The communists remain in the Confederation, and they remain there to thoroughly exercise their function of ruthless criticism of the leaders’ policies. No opportunity should be overlooked to invite the masses to disapprove of negotiations and agreements with the fascists, which for communists are tantamount to betrayal of the proletarian cause. Wherever they are, communist organizers and members will clearly state and explain that the Confederation of Labor cannot and must not discipline its members to follow political directives that may result from its agreements with those who have so far been able to ransack proletarian headquarters with impunity. If the Confederation is allied with the Socialist Party, it should leave it to the latter to direct the activities of those members who are registered socialists or sympathizers. In reality, the confederation leaders, who at their last meeting even expressly dealt with parliamentary politics, have become the dictators of the Socialist Party itself, which they are transforming into a labor party tied to their policy of collaboration and corporatism.

The communists who remain in the Confederation are about to break this ruinous policy and free the masses from this counter-revolutionary dictatorship by working to penetrate the trade unions with the communist spirit.

Despite the attitudes of the confederal leaders, the communists are counting on the help of organized workers in the open struggle against the reactionary gangs. This message must be carried to all proletarian meetings.

Economic Crisis and Unemployment

A single directive must be given to the propaganda and action of communists in this field. The harshest criticism must be levelled at the approach adopted by the confederal bodies on this issue, and their acquiescence to the impositions of the capitalists must be denounced. The closure of companies, the inadequacy of government measures in terms of subsidies and public works contracts, the illusion of being able to obtain more effective state intervention through parliamentary and collaborationist means, as proposed by the confederal leaders, their acquiescence in the face of the bosses’ offensive against the agreements won by the workers, are all elements that we must put in their true light, explaining that according to our revolutionary tactics, a radical solution to these problems exists only in the conquest of power by the proletariat, that the obvious insolubility of these problems must be used to lead the masses to this conviction and to intensify revolutionary preparation among them, while the reformists, in order to avoid this, delude the workers into believing that it is possible to improve the difficulties of the present crisis within the framework of the current regime. It is important to show that with this policy, the confederal leaders, while achieving nothing of concrete benefit to the masses, place their collaborationist and pacifist thesis not only above the interests of the revolution, but also against the immediate interests of the workers, renouncing, in order not to disturb their political maneuvers and agreements with bourgeois groups, the use of the trade union force of the proletariat in the battle against the employers’ offensive, which could be launched when they are truly determined to push it to the limit on the political terrain. This will only be possible by ousting the defeatists from the leadership of the organized proletarian masses, and these arguments must be used to attract broader strata of workers to the struggle against the confederal leaders.

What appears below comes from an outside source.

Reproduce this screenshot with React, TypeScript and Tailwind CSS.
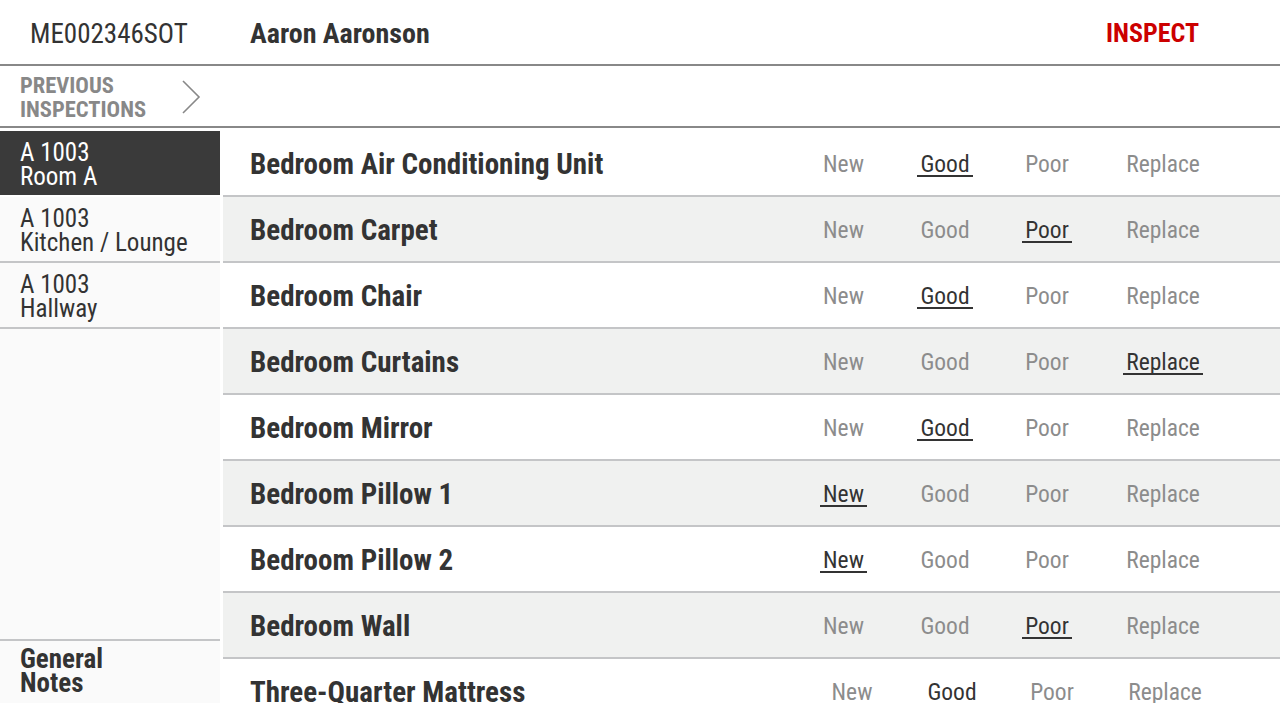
import React from 'react';

const FONT = '"Roboto Condensed", "Liberation Sans Narrow", "DejaVu Sans Condensed", "Liberation Sans", sans-serif';

const OPTIONS = ['New', 'Good', 'Poor', 'Replace'];

const items = [
  { name: 'Bedroom Air Conditioning Unit', value: 'Good' },
  { name: 'Bedroom Carpet', value: 'Poor' },
  { name: 'Bedroom Chair', value: 'Good' },
  { name: 'Bedroom Curtains', value: 'Replace' },
  { name: 'Bedroom Mirror', value: 'Good' },
  { name: 'Bedroom Pillow 1', value: 'New' },
  { name: 'Bedroom Pillow 2', value: 'New' },
  { name: 'Bedroom Wall', value: 'Poor' },
  { name: 'Three-Quarter Mattress', value: 'Good' },
];

const rooms = [
  { code: 'A 1003', name: 'Room A', active: true },
  { code: 'A 1003', name: 'Kitchen / Lounge' },
  { code: 'A 1003', name: 'Hallway' },
];

const WIDTHS = ['w-[101px]', 'w-[102px]', 'w-[102px]', 'w-[130px]'];
const WIDTHS_LAST = ['w-[100px]', 'w-[100px]', 'w-[100px]', 'w-[126px]'];

export default function App() {
  return (
    <div className="h-screen overflow-hidden bg-white text-[#333] flex flex-col" style={{ fontFamily: FONT }}>
      {/* Header */}
      <header className="h-[66px] shrink-0 flex items-center pt-[3px] border-b-2 border-[#888]">
        <span className="w-[250px] pl-[30px] text-[27px] mt-[2px]">ME002346SOT</span>
        <span className="text-[28px] font-bold">Aaron Aaronson</span>
        <span className="ml-auto mr-[81px] text-[26px] font-bold text-[#cc0000]">INSPECT</span>
      </header>

      {/* Previous inspections */}
      <div className="h-[62px] shrink-0 flex items-center border-b-2 border-[#888]">
        <div className="pl-[20px] w-[181px] mt-[1px] text-[22.5px] leading-[24px] font-bold text-[#888] uppercase">
          Previous<br />Inspections
        </div>
        <svg width="20" height="36" viewBox="0 0 20 36" className="mt-[2px]">
          <path d="M2 2 L18 18 L2 34" fill="none" stroke="#888" strokeWidth="1.6" />
        </svg>
      </div>

      <div className="flex flex-1 min-h-0 pt-[3px]">
        {/* Sidebar */}
        <aside className="w-[220px] shrink-0 bg-[#fafafa] flex flex-col">
          {rooms.map((r, i) => (
            <div
              key={i}
              className={
                'h-[66px] pl-[20px] pt-[3px] flex flex-col justify-center text-[25px] leading-[24px] border-b-2 ' +
                (r.active ? 'bg-[#3a3a3a] text-white border-white' : 'text-[#333] border-[#c4c5c7]')
              }
            >
              <span>{r.code}</span>
              <span>{r.name}</span>
            </div>
          ))}
          <div className="mt-auto h-[64px] pl-[20px] pt-[6px] border-t-2 border-[#c4c5c7] text-[27px] leading-[24px] font-bold">
            General<br />Notes
          </div>
        </aside>

        {/* Items */}
        <main className="flex-1 ml-[3px] flex flex-col">
          {items.map((it, i) => {
            const last = i === items.length - 1;
            const widths = last ? WIDTHS_LAST : WIDTHS;
            return (
              <div
                key={it.name}
                className={
                  'h-[66px] shrink-0 flex items-center border-b-2 border-[#c4c5c7] ' +
                  (i % 2 === 1 ? 'bg-[#f0f1f0]' : 'bg-white')
                }
              >
                <span className="pl-[27px] mt-[3px] text-[29px] font-bold">{it.name}</span>
                <div className="ml-auto flex pr-[52px] mt-[3px]">
                  {OPTIONS.map((o, j) => (
                    <div key={o} className={widths[j] + ' flex justify-center'}>
                      {it.value === o ? (
                        <span className="px-[3px] text-[23.5px] leading-[22px] text-[#333] border-b-2 border-[#333]">{o}</span>
                      ) : (
                        <span className="px-[3px] text-[23.5px] leading-[22px] text-[#8c8c8c] border-b-2 border-transparent">{o}</span>
                      )}
                    </div>
                  ))}
                </div>
              </div>
            );
          })}
        </main>
      </div>
    </div>
  );
}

The Communist Party will shortly launch a special appeal on the issue of the unemployed. From our point of view, this issue becomes an exclusively political one. The palliatives proposed by the reformists must be criticized. The bourgeois state, to which they appeal, cannot remedy the tragic situation of the masses of unemployed with ineffective measures that are little more than paltry charity. From a class point of view, only one solution can be put forward: the principle of replacing subsidies with the payment of the full wage to the legitimate unemployed on the basis of the number of members of their family. This principle, an elementary step towards a socialist economy, while incompatible with the existence of bourgeois power, would be an immediate realization of proletarian power, which, by fundamentally undermining the privileges of capital, would establish the elimination of any disparity in treatment between workers, on the basis of the social obligation of work.

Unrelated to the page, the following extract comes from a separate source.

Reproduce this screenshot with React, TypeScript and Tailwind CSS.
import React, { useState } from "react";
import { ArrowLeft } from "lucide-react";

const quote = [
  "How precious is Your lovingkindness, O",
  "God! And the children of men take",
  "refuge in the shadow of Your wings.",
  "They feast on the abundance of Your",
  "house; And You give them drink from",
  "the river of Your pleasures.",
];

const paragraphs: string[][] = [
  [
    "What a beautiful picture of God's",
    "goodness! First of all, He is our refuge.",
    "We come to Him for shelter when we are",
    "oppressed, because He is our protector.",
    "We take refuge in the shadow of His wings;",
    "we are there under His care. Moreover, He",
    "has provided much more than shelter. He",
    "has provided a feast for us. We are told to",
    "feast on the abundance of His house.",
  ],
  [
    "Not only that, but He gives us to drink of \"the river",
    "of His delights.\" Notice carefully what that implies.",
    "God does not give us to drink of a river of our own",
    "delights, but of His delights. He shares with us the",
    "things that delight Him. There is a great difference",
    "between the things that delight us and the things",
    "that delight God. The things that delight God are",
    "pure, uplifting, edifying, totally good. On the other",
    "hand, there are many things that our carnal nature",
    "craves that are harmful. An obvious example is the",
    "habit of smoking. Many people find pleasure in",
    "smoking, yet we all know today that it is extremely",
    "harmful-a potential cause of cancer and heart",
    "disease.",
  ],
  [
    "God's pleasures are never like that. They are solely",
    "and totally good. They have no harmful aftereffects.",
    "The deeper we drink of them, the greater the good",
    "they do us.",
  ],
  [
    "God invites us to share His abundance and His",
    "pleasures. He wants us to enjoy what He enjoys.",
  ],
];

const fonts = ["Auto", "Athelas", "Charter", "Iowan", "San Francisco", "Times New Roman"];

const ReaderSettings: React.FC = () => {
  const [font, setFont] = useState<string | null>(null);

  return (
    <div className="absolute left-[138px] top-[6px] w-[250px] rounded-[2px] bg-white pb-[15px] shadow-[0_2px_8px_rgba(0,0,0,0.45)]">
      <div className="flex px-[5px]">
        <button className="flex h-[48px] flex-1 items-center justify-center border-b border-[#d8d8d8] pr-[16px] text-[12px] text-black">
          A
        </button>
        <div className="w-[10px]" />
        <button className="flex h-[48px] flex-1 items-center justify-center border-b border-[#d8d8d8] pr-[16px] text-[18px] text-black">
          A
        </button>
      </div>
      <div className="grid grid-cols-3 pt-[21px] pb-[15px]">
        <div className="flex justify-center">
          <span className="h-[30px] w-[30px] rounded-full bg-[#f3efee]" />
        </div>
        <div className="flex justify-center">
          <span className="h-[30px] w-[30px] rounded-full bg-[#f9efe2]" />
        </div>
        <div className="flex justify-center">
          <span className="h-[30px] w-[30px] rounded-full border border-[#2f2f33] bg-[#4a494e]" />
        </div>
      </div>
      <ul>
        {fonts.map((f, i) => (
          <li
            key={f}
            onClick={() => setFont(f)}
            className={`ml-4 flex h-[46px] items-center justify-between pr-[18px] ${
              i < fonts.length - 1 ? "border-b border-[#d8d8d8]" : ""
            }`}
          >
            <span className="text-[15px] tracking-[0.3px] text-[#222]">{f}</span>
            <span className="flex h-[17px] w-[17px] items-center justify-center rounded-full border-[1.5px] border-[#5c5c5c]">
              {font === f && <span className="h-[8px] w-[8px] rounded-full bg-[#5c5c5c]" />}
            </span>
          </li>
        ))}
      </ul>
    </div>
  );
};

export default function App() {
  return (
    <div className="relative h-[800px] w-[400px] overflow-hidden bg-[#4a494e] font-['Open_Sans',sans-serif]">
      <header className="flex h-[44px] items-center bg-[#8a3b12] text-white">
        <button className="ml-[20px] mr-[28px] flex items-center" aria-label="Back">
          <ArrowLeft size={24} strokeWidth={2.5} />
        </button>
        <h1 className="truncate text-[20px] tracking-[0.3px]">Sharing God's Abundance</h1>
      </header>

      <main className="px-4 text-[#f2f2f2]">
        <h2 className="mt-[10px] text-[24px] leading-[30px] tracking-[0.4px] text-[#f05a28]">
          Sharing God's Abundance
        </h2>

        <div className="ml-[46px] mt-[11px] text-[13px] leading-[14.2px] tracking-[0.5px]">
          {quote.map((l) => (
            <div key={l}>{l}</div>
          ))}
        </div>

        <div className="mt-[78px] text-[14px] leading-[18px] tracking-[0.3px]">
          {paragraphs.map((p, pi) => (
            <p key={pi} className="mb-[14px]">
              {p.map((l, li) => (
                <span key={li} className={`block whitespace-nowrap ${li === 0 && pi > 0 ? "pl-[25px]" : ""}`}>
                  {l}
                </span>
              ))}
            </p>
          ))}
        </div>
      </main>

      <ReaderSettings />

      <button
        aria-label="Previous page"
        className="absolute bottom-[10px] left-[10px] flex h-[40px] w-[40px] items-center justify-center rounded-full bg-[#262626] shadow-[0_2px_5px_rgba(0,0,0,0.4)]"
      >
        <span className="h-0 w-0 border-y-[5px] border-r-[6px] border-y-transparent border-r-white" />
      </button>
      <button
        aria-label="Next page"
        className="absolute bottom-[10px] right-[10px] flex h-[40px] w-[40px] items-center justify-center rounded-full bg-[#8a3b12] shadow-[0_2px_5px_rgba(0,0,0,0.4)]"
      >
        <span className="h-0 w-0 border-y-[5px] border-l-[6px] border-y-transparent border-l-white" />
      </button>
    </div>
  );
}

Tactics in Economic Unrest

Reformists often use a specious argument against our comrades who work in the unions, claiming that what we could do in union disputes, but do not actually do, is practically no different from what they do. The answer to this is that communists would never dream of denying the contingent achievements of the trade union struggle in the field of bargaining over working conditions, which do not exclude the tactical problem of whether or not to accept the bosses’ proposals, to push to the limit or to stop strikes at a certain point. Nor do communists claim to have a recipe for infallibly winning economic struggles. What distinguishes them from reformists and social democrats is the revolutionary propaganda they take the opportunity to spread from every episode of economic struggle, their constant effort to create political and class consciousness among workers. Furthermore, communists must prove that the fact that large centers of the proletarian organization network are in the hands of latent friends of the bourgeoisie or opponents of revolutionary preparation, who consider the spread of unrest and its impact on the entire social and political life of the country to be the greatest danger, ties the hands of organized workers and their organizers even when they follow communist directives. Since communists know that they cannot achieve their goals if the masses are still dominated by the influence of union leaders, they consider the need to oust them, position by position, from the proletarian organization to be at the forefront of their revolutionary struggle.

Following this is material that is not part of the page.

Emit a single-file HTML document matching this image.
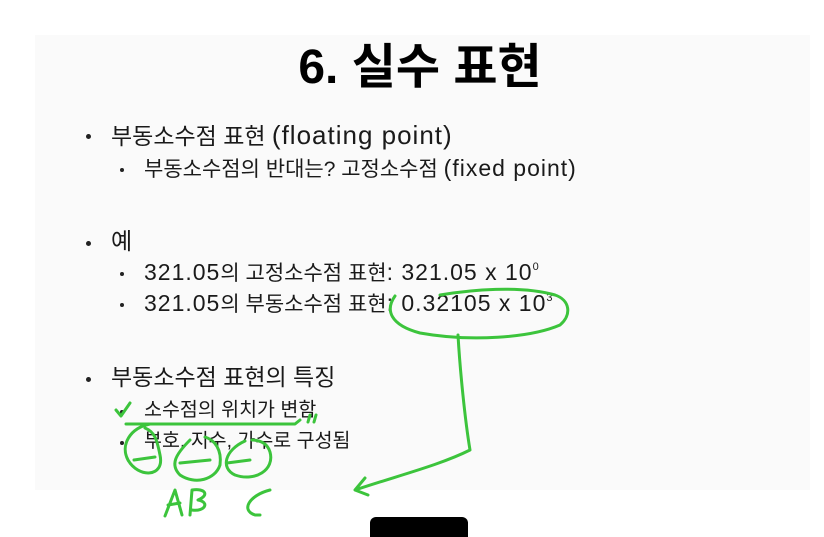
<!DOCTYPE html>
<html><head><meta charset="utf-8"><style>
html,body{margin:0;padding:0;width:824px;height:530px;overflow:hidden;background:#fff;}
.slide{position:absolute;left:35px;top:35px;width:775px;height:455px;background:#fafafa;}
.t{position:absolute;white-space:nowrap;font-family:"Liberation Sans","Noto Sans CJK KR",sans-serif;color:#1a1a1a;line-height:1;}
.title{left:0;width:840px;text-align:center;top:44px;font-size:48px;font-weight:bold;color:#000;}
.l1{font-size:23px;}
.l1 .e{font-size:26px;letter-spacing:1px;}
.l2{font-size:21px;}
.l2 .e{font-size:23px;letter-spacing:1px;}
.b{position:absolute;width:5px;height:5px;border-radius:50%;background:#222;}
sup{font-size:11px;vertical-align:10px;letter-spacing:0}
</style></head><body>
<div class="slide"></div>
<div class="t title">6. 실수 표현</div>

<div class="b" style="left:86px;top:134px"></div>
<div class="t l1" style="left:111px;top:122px">부동소수점 표현 <span class="e">(floating point)</span></div>
<div class="b" style="left:120px;top:168px;width:4px;height:4px"></div>
<div class="t l2" style="left:144px;top:157px">부동소수점의 반대는? 고정소수점 <span class="e">(fixed point)</span></div>

<div class="b" style="left:86px;top:241px"></div>
<div class="t l1" style="left:111px;top:230px">예</div>
<div class="b" style="left:120px;top:272px;width:4px;height:4px"></div>
<div class="t l2" style="left:144px;top:261px"><span class="e">321.05</span>의 고정소수점 표현<span class="e">: 321.05 x 10<sup>0</sup></span></div>
<div class="b" style="left:120px;top:303px;width:4px;height:4px"></div>
<div class="t l2" style="left:144px;top:292px"><span class="e">321.05</span>의 부동소수점 표현<span class="e">: 0.32105 x 10<sup>3</sup></span></div>

<div class="b" style="left:86px;top:377px"></div>
<div class="t l1" style="left:111px;top:366px">부동소수점 표현의 특징</div>
<div class="b" style="left:120px;top:410px;width:4px;height:4px"></div>
<div class="t l2" style="left:144px;top:401px;font-size:19.5px">소수점의 위치가 변함</div>
<div class="b" style="left:120px;top:441px;width:4px;height:4px"></div>
<div class="t l2" style="left:144px;top:432px;font-size:19.5px">부호, 지수, 가수로 구성됨</div>

<svg width="824" height="530" style="position:absolute;left:0;top:0" fill="none" stroke="#3cc43c" stroke-width="3" stroke-linecap="round" stroke-linejoin="round">
<path d="M395 296 C385 310 390 325 420 333 C470 342 530 338 560 325 C572 315 570 300 555 295 C520 285 470 290 440 295"/>
<path d="M458 335 C460 370 465 420 470 450 C440 465 400 475 355 490 M365 478 L355 490 L368 495"/>
<path d="M116 410 L121 416 L130 403"/>
<path d="M126 424 L295 424 L300 420"/>
<path d="M310 415 L308 422 M316 415 L314 422"/>
<path d="M150 424 C130 428 120 445 128 460 C138 478 165 478 160 455 C157 440 155 432 145 428"/>
<path d="M190 440 C175 455 170 465 180 475 C195 485 215 480 220 465 C222 450 215 440 205 437"/>
<path d="M245 441 C225 450 220 468 235 475 C255 482 275 470 270 452 C268 445 262 440 252 440"/>
<path d="M134 460 L155 457 M180 463 L210 460 M227 463 L250 460"/>
<path d="M165 516 L175 490 L182 515 M168 505 L180 503"/>
<path d="M190 515 L192 490 C205 488 210 495 198 500 C210 502 205 512 192 510"/>
<path d="M270 490 C250 495 240 510 255 515 L260 515"/>
</svg>
<div style="position:absolute;left:370px;top:517px;width:98px;height:20px;background:#000;border-radius:6px 6px 0 0"></div>
</body></html>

All communist union activity is based on this observation, that in the current era of convulsive crisis of the bourgeois regime, the simple traditional activity of the unions is no longer sufficient, as they see their action becoming increasingly difficult as the crisis worsens.

In order to tackle the problems of everyday working life, it is necessary to be able to control the functioning of the economic machine as a whole in order to implement measures that can combat the consequences of its collapse. It is illusory to believe that the current political system offers the proletariat any means of exerting influence over the course of these phenomena on which its fate and conditions of existence depend, and all problems boil down to the single issue of replacing, through a great revolutionary effort by the entire proletariat, the class of its exploiters who, by holding power, prevent any mitigation of the painful consequences of capitalism, as they prevent any limitation of the privileges of the capitalists.

The unions must therefore become the phalanxes of the revolutionary army, imbued with the communist political spirit, and fighting under the leadership of the class party for the conquest of power and the establishment of the proletarian dictatorship.